**TASK DIRECTIONS:** Drop every picture, then transcribe the remaining data exactly.
+---+
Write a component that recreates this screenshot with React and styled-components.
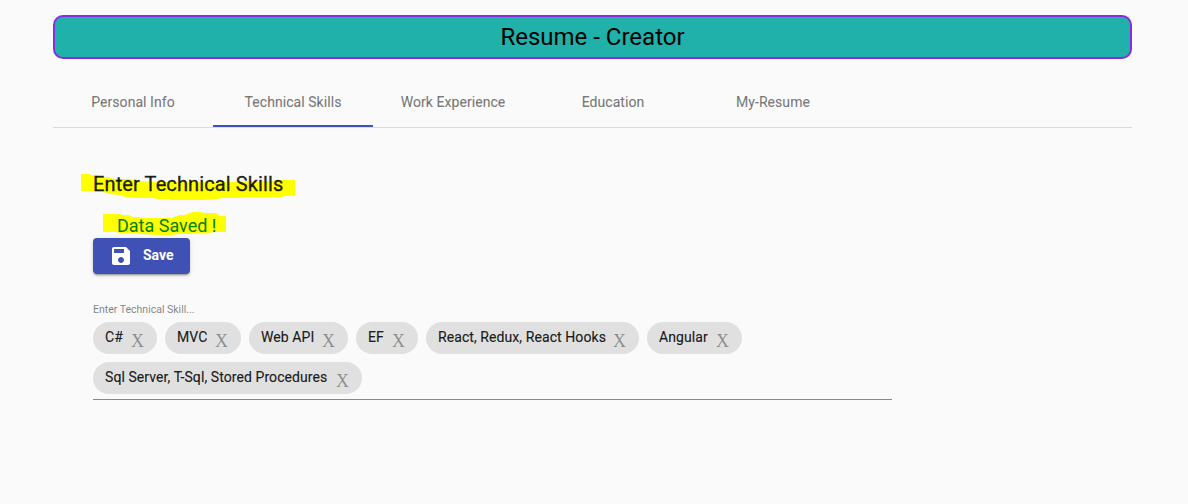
import React from "react";
import styled, { createGlobalStyle } from "styled-components";

const GlobalStyle = createGlobalStyle`
  * { box-sizing: border-box; }
  body {
    margin: 0;
    background: #fafafa;
    font-family: Roboto, "Liberation Sans", sans-serif;
    color: rgba(0, 0, 0, 0.87);
  }
`;

const Page = styled.div`
  min-height: 504px;
  padding: 15px 56px 0 53px;
`;

const Banner = styled.header`
  display: flex;
  align-items: center;
  justify-content: center;
  height: 44px;
  border: 2px solid blueviolet;
  border-radius: 10px;
  background: lightseagreen;
  color: #000;
  font-size: 24px;
  line-height: 28px;
`;

const Tabs = styled.nav`
  display: flex;
  height: 50px;
  margin-top: 19px;
  border-bottom: 1px solid rgba(0, 0, 0, 0.12);
`;

const Tab = styled.a`
  width: 160px;
  height: 49px;
  line-height: 48px;
  text-align: center;
  font-size: 14px;
  font-weight: 400;
  letter-spacing: 0.06px;
  -webkit-text-stroke: 0.15px;
  color: rgba(0, 0, 0, 0.52);
  border-bottom: 2px solid ${(p) => (p.$active ? "#3f51b5" : "transparent")};
`;

const Panel = styled.main`
  display: flex;
  flex-direction: column;
  align-items: flex-start;
  width: 839px;
  padding: 43px 0 0 40px;
`;

const Marked = styled.div`
  position: relative;
  isolation: isolate;
`;

const Marker = styled.svg`
  position: absolute;
  z-index: -1;
  left: ${(p) => p.$left}px;
  top: ${(p) => p.$top}px;
  fill: #ffff00;
`;

const Title = styled.h2`
  margin: 0;
  height: 26px;
  font-size: 20px;
  line-height: 26px;
  font-weight: 400;
  letter-spacing: 0.11px;
  -webkit-text-stroke: 0.35px;
`;

const Status = styled.p`
  margin: 18px 0 0 24px;
  height: 22px;
  font-size: 18px;
  line-height: 22px;
  color: green;
`;

const SaveButton = styled.button`
  display: flex;
  align-items: center;
  width: 97px;
  height: 36px;
  margin-top: 1px;
  padding: 0 0 2px 16px;
  border: 0;
  border-radius: 4px;
  background: #3f51b5;
  color: #fff;
  font: 700 14px/34px Roboto, sans-serif;
  gap: 10px;
  box-shadow: 0 3px 1px -2px rgba(0, 0, 0, 0.2), 0 2px 2px 0 rgba(0, 0, 0, 0.14),
    0 1px 5px 0 rgba(0, 0, 0, 0.12);

  svg {
    width: 24px;
    height: 24px;
    margin-top: 2px;
    fill: currentColor;
  }
`;

const Field = styled.section`
  width: 100%;
  height: 98px;
  margin-top: 28px;
  border-bottom: 1px solid rgba(0, 0, 0, 0.45);
`;

const FieldLabel = styled.label`
  display: block;
  height: 20px;
  font-size: 10.5px;
  line-height: 15px;
  color: rgba(0, 0, 0, 0.5);
`;

const Chips = styled.div`
  display: flex;
  flex-wrap: wrap;
  gap: 8px;
`;

const Chip = styled.div`
  display: flex;
  justify-content: space-between;
  width: ${(p) => p.$width}px;
  height: 32px;
  padding: 0 13px 0 12px;
  border-radius: 16px;
  background: #e0e0e0;
  font-size: 14px;
  line-height: 31px;
  font-weight: 400;
  letter-spacing: 0.08px;
  -webkit-text-stroke: 0.2px;
  white-space: nowrap;
`;

const Remove = styled.span`
  color: rgba(0, 0, 0, 0.4);
  font: 400 18px/39px "Liberation Serif", serif;
  letter-spacing: 0;
  -webkit-text-stroke: 0;
`;

const tabs = ["Personal Info", "Technical Skills", "Work Experience", "Education", "My-Resume"];

const skills = [
  ["C#", 64],
  ["MVC", 76],
  ["Web API", 99],
  ["EF", 62],
  ["React, Redux, React Hooks", 213],
  ["Angular", 95],
  ["Sql Server, T-Sql, Stored Procedures", 269],
];

export default function App() {
  return (
    <>
      <GlobalStyle />
      <Page>
        <Banner>Resume - Creator</Banner>
        <Tabs>
          {tabs.map((t) => (
            <Tab key={t} $active={t === "Technical Skills"}>{t}</Tab>
          ))}
        </Tabs>
        <Panel>
          <Marked>
            <Marker $left={-12} $top={2} width="215" height="28" viewBox="81 173 215 28" aria-hidden="true">
              <path d="M81 174H89L91 175H97L100 177H107L114 179H128L138 181L155 182H230L250 181L271 181L283 180H295V196H285L281 197H245L240 198H223L217 199L203 200H172L168 199H158L153 198H135L125 197L120 195L109 194L104 192H96L90 191H81Z" />
            </Marker>
            <Title>Enter Technical Skills</Title>
          </Marked>
          <Marked>
            <Marker $left={10} $top={15} width="124" height="24" viewBox="103 212 124 24" aria-hidden="true">
              <path d="M103 214H119L123 215H129L132 217H138L143 218H171L177 216L179 215H184L190 213L193 212H200L204 213H216L218 214L219 216H226V232H213L209 233H196L190 234H180L170 235H160L140 234L137 233H119L116 232H103Z" />
            </Marker>
            <Status>Data Saved !</Status>
          </Marked>
          <SaveButton>
            <svg viewBox="0 0 24 24" aria-hidden="true">
              <path d="M17 3H5c-1.11 0-2 .9-2 2v14c0 1.1.89 2 2 2h14c1.1 0 2-.9 2-2V7l-4-4zm-5 16c-1.66 0-3-1.34-3-3s1.34-3 3-3 3 1.34 3 3-1.34 3-3 3zm3-10H5V5h10v4z" />
            </svg>
            Save
          </SaveButton>
          <Field>
            <FieldLabel>Enter Technical Skill...</FieldLabel>
            <Chips>
              {skills.map(([name, width]) => (
                <Chip key={name} $width={width}>
                  {name}
                  <Remove>X</Remove>
                </Chip>
              ))}
            </Chips>
          </Field>
        </Panel>
      </Page>
    </>
  );
}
+---+
**ANSWER TO THIS TASK:**
Write a component that recreates this screenshot with React and styled-components.
import React from "react";
import styled, { createGlobalStyle } from "styled-components";

const GlobalStyle = createGlobalStyle`
  * { box-sizing: border-box; }
  body {
    margin: 0;
    background: #fafafa;
    font-family: Roboto, "Liberation Sans", sans-serif;
    color: rgba(0, 0, 0, 0.87);
  }
`;

const Page = styled.div`
  min-height: 504px;
  padding: 15px 56px 0 53px;
`;

const Banner = styled.header`
  display: flex;
  align-items: center;
  justify-content: center;
  height: 44px;
  border: 2px solid blueviolet;
  border-radius: 10px;
  background: lightseagreen;
  color: #000;
  font-size: 24px;
  line-height: 28px;
`;

const Tabs = styled.nav`
  display: flex;
  height: 50px;
  margin-top: 19px;
  border-bottom: 1px solid rgba(0, 0, 0, 0.12);
`;

const Tab = styled.a`
  width: 160px;
  height: 49px;
  line-height: 48px;
  text-align: center;
  font-size: 14px;
  font-weight: 400;
  letter-spacing: 0.06px;
  -webkit-text-stroke: 0.15px;
  color: rgba(0, 0, 0, 0.52);
  border-bottom: 2px solid ${(p) => (p.$active ? "#3f51b5" : "transparent")};
`;

const Panel = styled.main`
  display: flex;
  flex-direction: column;
  align-items: flex-start;
  width: 839px;
  padding: 43px 0 0 40px;
`;

const Marked = styled.div`
  position: relative;
  isolation: isolate;
`;

const Marker = styled.svg`
  position: absolute;
  z-index: -1;
  left: ${(p) => p.$left}px;
  top: ${(p) => p.$top}px;
  fill: #ffff00;
`;

const Title = styled.h2`
  margin: 0;
  height: 26px;
  font-size: 20px;
  line-height: 26px;
  font-weight: 400;
  letter-spacing: 0.11px;
  -webkit-text-stroke: 0.35px;
`;

const Status = styled.p`
  margin: 18px 0 0 24px;
  height: 22px;
  font-size: 18px;
  line-height: 22px;
  color: green;
`;

const SaveButton = styled.button`
  display: flex;
  align-items: center;
  width: 97px;
  height: 36px;
  margin-top: 1px;
  padding: 0 0 2px 16px;
  border: 0;
  border-radius: 4px;
  background: #3f51b5;
  color: #fff;
  font: 700 14px/34px Roboto, sans-serif;
  gap: 10px;
  box-shadow: 0 3px 1px -2px rgba(0, 0, 0, 0.2), 0 2px 2px 0 rgba(0, 0, 0, 0.14),
    0 1px 5px 0 rgba(0, 0, 0, 0.12);

  svg {
    width: 24px;
    height: 24px;
    margin-top: 2px;
    fill: currentColor;
  }
`;

const Field = styled.section`
  width: 100%;
  height: 98px;
  margin-top: 28px;
  border-bottom: 1px solid rgba(0, 0, 0, 0.45);
`;

const FieldLabel = styled.label`
  display: block;
  height: 20px;
  font-size: 10.5px;
  line-height: 15px;
  color: rgba(0, 0, 0, 0.5);
`;

const Chips = styled.div`
  display: flex;
  flex-wrap: wrap;
  gap: 8px;
`;

const Chip = styled.div`
  display: flex;
  justify-content: space-between;
  width: ${(p) => p.$width}px;
  height: 32px;
  padding: 0 13px 0 12px;
  border-radius: 16px;
  background: #e0e0e0;
  font-size: 14px;
  line-height: 31px;
  font-weight: 400;
  letter-spacing: 0.08px;
  -webkit-text-stroke: 0.2px;
  white-space: nowrap;
`;

const Remove = styled.span`
  color: rgba(0, 0, 0, 0.4);
  font: 400 18px/39px "Liberation Serif", serif;
  letter-spacing: 0;
  -webkit-text-stroke: 0;
`;

const tabs = ["Personal Info", "Technical Skills", "Work Experience", "Education", "My-Resume"];

const skills = [
  ["C#", 64],
  ["MVC", 76],
  ["Web API", 99],
  ["EF", 62],
  ["React, Redux, React Hooks", 213],
  ["Angular", 95],
  ["Sql Server, T-Sql, Stored Procedures", 269],
];

export default function App() {
  return (
    <>
      <GlobalStyle />
      <Page>
        <Banner>Resume - Creator</Banner>
        <Tabs>
          {tabs.map((t) => (
            <Tab key={t} $active={t === "Technical Skills"}>{t}</Tab>
          ))}
        </Tabs>
        <Panel>
          <Marked>
            <Marker $left={-12} $top={2} width="215" height="28" viewBox="81 173 215 28" aria-hidden="true">
              <path d="M81 174H89L91 175H97L100 177H107L114 179H128L138 181L155 182H230L250 181L271 181L283 180H295V196H285L281 197H245L240 198H223L217 199L203 200H172L168 199H158L153 198H135L125 197L120 195L109 194L104 192H96L90 191H81Z" />
            </Marker>
            <Title>Enter Technical Skills</Title>
          </Marked>
          <Marked>
            <Marker $left={10} $top={15} width="124" height="24" viewBox="103 212 124 24" aria-hidden="true">
              <path d="M103 214H119L123 215H129L132 217H138L143 218H171L177 216L179 215H184L190 213L193 212H200L204 213H216L218 214L219 216H226V232H213L209 233H196L190 234H180L170 235H160L140 234L137 233H119L116 232H103Z" />
            </Marker>
            <Status>Data Saved !</Status>
          </Marked>
          <SaveButton>
            <svg viewBox="0 0 24 24" aria-hidden="true">
              <path d="M17 3H5c-1.11 0-2 .9-2 2v14c0 1.1.89 2 2 2h14c1.1 0 2-.9 2-2V7l-4-4zm-5 16c-1.66 0-3-1.34-3-3s1.34-3 3-3 3 1.34 3 3-1.34 3-3 3zm3-10H5V5h10v4z" />
            </svg>
            Save
          </SaveButton>
          <Field>
            <FieldLabel>Enter Technical Skill...</FieldLabel>
            <Chips>
              {skills.map(([name, width]) => (
                <Chip key={name} $width={width}>
                  {name}
                  <Remove>X</Remove>
                </Chip>
              ))}
            </Chips>
          </Field>
        </Panel>
      </Page>
    </>
  );
}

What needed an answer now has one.